Momentum Podcast: 490

Self-care Is Not a Weakness

by Alex Charfen

Episode Description

Self-care is a gateway drug to success.  

Self-care is not a weakness.  The sooner you figure that out, the faster you get into and stay in momentum. Self-care allows you to create momentum physiologically and within your business.  

When you don’t take care of yourself, you are training yourself to tolerate discomfort.  Experienced entrepreneurs know that when they go down, so does the business.  When you stop tolerating discomfort, you will be more successful.  

You are the most important person in your business and need to prioritize taking care of yourself and offload when you are uncomfortable.  The day you start treating yourself as the most important person in your business, you will see a drastic shift in your business.  

Full Audio Transcript

Recently, I attended an event where most of the business owners in the room were beginners, were seekers, starters, that sub-300,000 dollar range, and there was this discussion that came up that really surprised me. It seemed to be a competition to see who could bring up how they took less care of themselves or abused themselves more as an entrepreneur.

They started talking about how little they slept, how much they worked, how much they did, how few days off they took, how they really didn't take care of themselves, and here's the challenge. It was all said in a way that made it sound like a positive.

Self-care is not a weakness, and as an entrepreneur, the sooner you figure that out, the faster you get into and stay in momentum.

I'm Alex Charfen and this is the Momentum podcast, made for empire-builders, game-changers, trail-blazers, shot-takers, record-breakers, world-makers, and creators of all kinds, those among us who can't turn it off and don't know why anyone would want to. We challenge complacency, destroy apathy, and we are obsessed with creating momentum so we can roll over bureaucracy and make our greatest contribution. Sure, we pay attention to their rules, but only so that we can bend them, break them, then rewrite them around our own will. We don't accept our destiny. We define it. We don't understand defeat because you only lose if you stop, and we don't know how.

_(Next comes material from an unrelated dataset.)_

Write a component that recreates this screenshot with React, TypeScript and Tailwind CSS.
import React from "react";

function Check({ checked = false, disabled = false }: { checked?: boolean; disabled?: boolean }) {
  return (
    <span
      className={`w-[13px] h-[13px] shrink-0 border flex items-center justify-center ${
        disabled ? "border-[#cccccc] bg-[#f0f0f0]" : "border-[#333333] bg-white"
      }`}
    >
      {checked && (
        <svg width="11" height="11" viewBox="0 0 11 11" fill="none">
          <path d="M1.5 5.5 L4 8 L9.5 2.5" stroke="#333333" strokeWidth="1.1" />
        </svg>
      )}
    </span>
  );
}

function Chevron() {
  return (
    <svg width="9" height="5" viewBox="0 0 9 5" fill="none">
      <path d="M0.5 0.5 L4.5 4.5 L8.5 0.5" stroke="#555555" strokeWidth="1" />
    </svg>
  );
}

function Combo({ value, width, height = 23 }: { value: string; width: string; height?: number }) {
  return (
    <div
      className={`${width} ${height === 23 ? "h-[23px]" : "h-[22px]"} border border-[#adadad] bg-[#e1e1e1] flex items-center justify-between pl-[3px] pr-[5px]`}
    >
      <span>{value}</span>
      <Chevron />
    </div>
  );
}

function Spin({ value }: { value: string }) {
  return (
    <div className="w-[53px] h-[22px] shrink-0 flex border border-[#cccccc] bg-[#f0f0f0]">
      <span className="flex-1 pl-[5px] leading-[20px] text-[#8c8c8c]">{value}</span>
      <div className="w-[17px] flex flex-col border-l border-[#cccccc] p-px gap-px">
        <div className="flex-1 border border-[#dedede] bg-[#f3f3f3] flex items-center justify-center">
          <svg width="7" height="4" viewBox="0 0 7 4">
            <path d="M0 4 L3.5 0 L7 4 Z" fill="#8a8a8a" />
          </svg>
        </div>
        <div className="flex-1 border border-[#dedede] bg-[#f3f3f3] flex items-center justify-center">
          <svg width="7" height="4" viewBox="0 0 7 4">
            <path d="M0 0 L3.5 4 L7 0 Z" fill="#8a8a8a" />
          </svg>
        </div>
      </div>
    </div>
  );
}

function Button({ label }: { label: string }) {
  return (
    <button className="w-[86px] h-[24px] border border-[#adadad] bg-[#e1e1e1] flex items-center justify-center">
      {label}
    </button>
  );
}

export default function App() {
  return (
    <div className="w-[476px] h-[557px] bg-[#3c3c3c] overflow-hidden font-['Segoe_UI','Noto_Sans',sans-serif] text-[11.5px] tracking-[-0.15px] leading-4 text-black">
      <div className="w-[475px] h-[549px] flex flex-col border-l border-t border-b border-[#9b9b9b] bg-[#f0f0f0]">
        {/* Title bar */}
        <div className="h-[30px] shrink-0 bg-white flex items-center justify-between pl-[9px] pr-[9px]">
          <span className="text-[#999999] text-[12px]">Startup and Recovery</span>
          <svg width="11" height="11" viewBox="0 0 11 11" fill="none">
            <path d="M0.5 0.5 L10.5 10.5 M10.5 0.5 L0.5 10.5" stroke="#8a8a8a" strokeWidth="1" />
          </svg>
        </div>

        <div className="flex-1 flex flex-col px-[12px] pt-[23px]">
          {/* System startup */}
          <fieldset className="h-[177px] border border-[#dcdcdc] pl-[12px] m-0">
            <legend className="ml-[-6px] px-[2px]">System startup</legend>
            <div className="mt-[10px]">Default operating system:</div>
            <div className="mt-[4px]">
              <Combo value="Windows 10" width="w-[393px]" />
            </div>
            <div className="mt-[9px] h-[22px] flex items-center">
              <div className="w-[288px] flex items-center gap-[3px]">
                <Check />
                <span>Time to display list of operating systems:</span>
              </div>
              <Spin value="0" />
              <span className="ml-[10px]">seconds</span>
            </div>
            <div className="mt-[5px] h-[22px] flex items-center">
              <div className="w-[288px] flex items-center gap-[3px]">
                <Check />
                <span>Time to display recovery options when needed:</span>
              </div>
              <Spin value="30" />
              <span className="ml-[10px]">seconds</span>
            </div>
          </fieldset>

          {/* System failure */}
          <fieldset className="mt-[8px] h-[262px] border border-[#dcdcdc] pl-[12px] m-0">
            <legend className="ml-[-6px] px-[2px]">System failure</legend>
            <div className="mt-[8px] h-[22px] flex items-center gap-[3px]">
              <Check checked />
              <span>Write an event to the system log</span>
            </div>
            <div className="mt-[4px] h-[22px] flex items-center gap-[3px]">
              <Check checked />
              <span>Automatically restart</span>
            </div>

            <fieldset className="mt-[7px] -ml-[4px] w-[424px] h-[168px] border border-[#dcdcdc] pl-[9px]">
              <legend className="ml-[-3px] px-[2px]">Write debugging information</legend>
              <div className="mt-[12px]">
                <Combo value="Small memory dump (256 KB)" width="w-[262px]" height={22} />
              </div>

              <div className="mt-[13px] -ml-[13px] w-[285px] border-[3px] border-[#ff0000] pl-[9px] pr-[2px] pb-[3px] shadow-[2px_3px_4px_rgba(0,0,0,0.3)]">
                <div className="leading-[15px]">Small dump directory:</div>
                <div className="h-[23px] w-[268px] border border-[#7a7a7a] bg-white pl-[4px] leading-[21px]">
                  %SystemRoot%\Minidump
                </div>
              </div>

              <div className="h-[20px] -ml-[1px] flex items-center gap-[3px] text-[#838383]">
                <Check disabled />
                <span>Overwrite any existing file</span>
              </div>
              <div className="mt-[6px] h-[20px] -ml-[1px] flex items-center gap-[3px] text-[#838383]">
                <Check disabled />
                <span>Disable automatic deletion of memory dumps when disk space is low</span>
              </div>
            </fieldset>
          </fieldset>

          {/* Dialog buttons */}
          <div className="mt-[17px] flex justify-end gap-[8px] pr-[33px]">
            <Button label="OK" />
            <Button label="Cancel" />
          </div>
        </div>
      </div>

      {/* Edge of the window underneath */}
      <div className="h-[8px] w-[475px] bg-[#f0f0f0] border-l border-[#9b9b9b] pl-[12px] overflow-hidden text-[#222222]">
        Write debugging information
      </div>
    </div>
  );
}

While the rest of the world strives for average and clings desperately to the status quo, we are the minority, the few who are willing to hallucinate there could be a better future, and instead of just daydreaming of what could be, we endure the vulnerability and exposure it takes to make it real. We are the evolutionary hunters, clearly the most important people in the world because entrepreneurs are the only source of consistent, positive, human evolution, and we always will be.

Recently, I was at an event where there was a lot of entry-level business owners, and I was shocked. I was sitting at a table and a conversation discuss and it felt completely and totally competitive as if the people at the table were trying to figure out who had taken the least care of themselves or had abused themselves the most.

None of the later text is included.